The following list summarizes the range of reactions to sexual assault that may help you know what’s normal to expect. Remember – sexual assault is a crisis, and people handle crises in different ways.

  • Emotional Shock: I feel so numb. Why am I so calm? Why can’t I cry?
  • Disbelief: Did it really happen? Why me? Maybe I just made it up.
  • Embarrassment: What will people think? I can’t tell my family or friends.
  • Shame: I feel so dirty, like there is something wrong with me. I want to wash my hands or shower all the time.
  • Guilt: I feel as if it’s my fault, or I did something to make this happen.
  • Depression: How am I going to get through this? I’m so tired. I feel so helpless. Maybe I’d be better off dead.
  • Powerlessness: Will I ever feel in control again?
  • Disorientation: I don’t even know what day it is, or what class I’m supposed to be in. I can’t remember my appointments. I keep forgetting things.
  • Triggers: I keep having flashbacks. I’m still re-living it. I see his face all the time.
  • Denial: It wasn’t really a “rape.”
  • Fear: I’m scared of everything. What if I’m pregnant? Coud I get an STD, or even AIDS? How can I ever feel safe again? Do people realize there’s anything wrong? I can’t sleep because I know I’ll have nightmares. I’m afraid I’m going crazy. I’m afraid to go outside. I’m afraid to be alone.
  • Anxiety: I’m having panic attacks. I can’t breath! I just can’t stop shaking. I can’t sit still in work/class anymore. I feel overwhelmed.
  • Anger: I want to kill the person who attacked me!
  • Physical Stress: My stomach (or head or back) aches all the time. I feel jittery and don’t feel like eating.

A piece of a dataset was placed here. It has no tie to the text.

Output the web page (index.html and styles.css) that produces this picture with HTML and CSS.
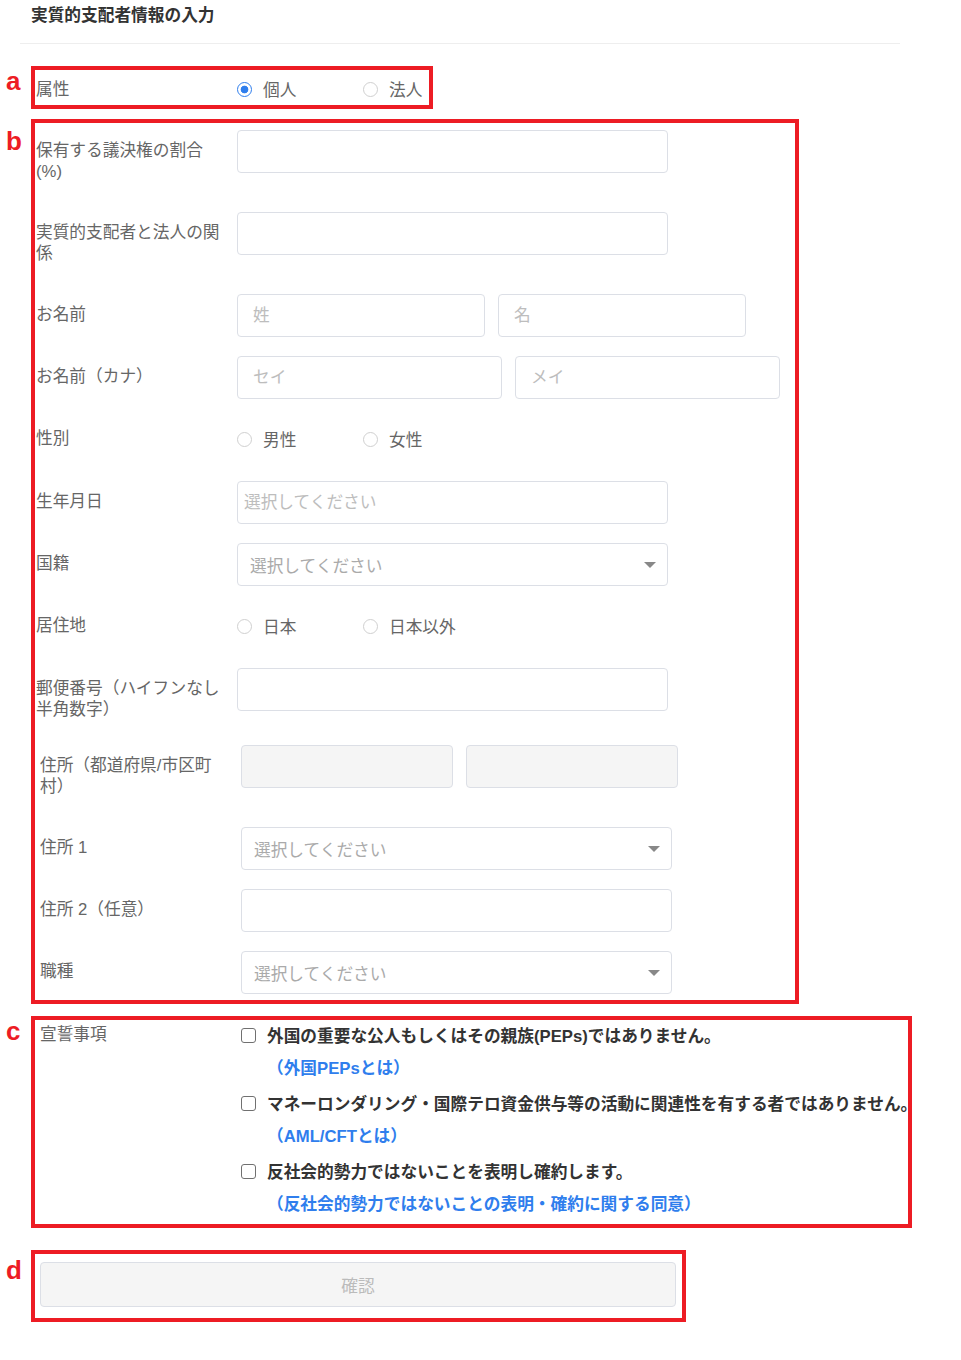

Talking about the assault with someone who can listen in understanding and affirming ways –whether it’s a friend, family member, crisis hotline counselor is a key part of the healing process. However, talking about the assault may be hard to do. In fact, it is common to want to avoid conversations and situations that may remind you of the assault. You may have a sense of wanting to “get on with life” and “let the past be the past.” This is a normal part of the recovery process and may last for weeks or months. Eventually you will need to deal with fears and feelings in order to heal and regain a sense of control over your life. Calling the 24-Hour Crisis Hotline (682-RAPE) is a step toward healing.

For Family and Friends

After a sexual assault a person needs to:

  • Feel safe.
  • Be believed.
  • Obtain medical assistance.
  • Know she or he was not at fault.

If you know someone who has been assaulted and you have questions about getting them help, call 682-RAPE 24 hours a day, seven days a week.

Things you can do to help:

  • Listen without making judgments. Try simply to understand the survivor’s feelings.
  • Be there and give comfort. The survivor may need to talk a lot or at odd hours at the beginning. Be there as much as you can and encourage the survivor to talk to others.
  • Encourage the person to seek professional help. (See Programs and Services)
  • Be patient. Don’t try to rush the healing process or “make it better.”
  • Accept the person’s choice of what to do about the rape. Ask what is needed, help the survivor list some options, then encourage independent decision-making, even if you disagree. It is very important that the survivor make decisions and have them respected.
  • Put aside your feelings and get support for yourself. It may be too overwhelming to deal with your angry feelings on top of the victim’s. If you have strong angry feelings or feelings of blame toward the survivor, talk to a friend or call the hotline at 682-RAPE.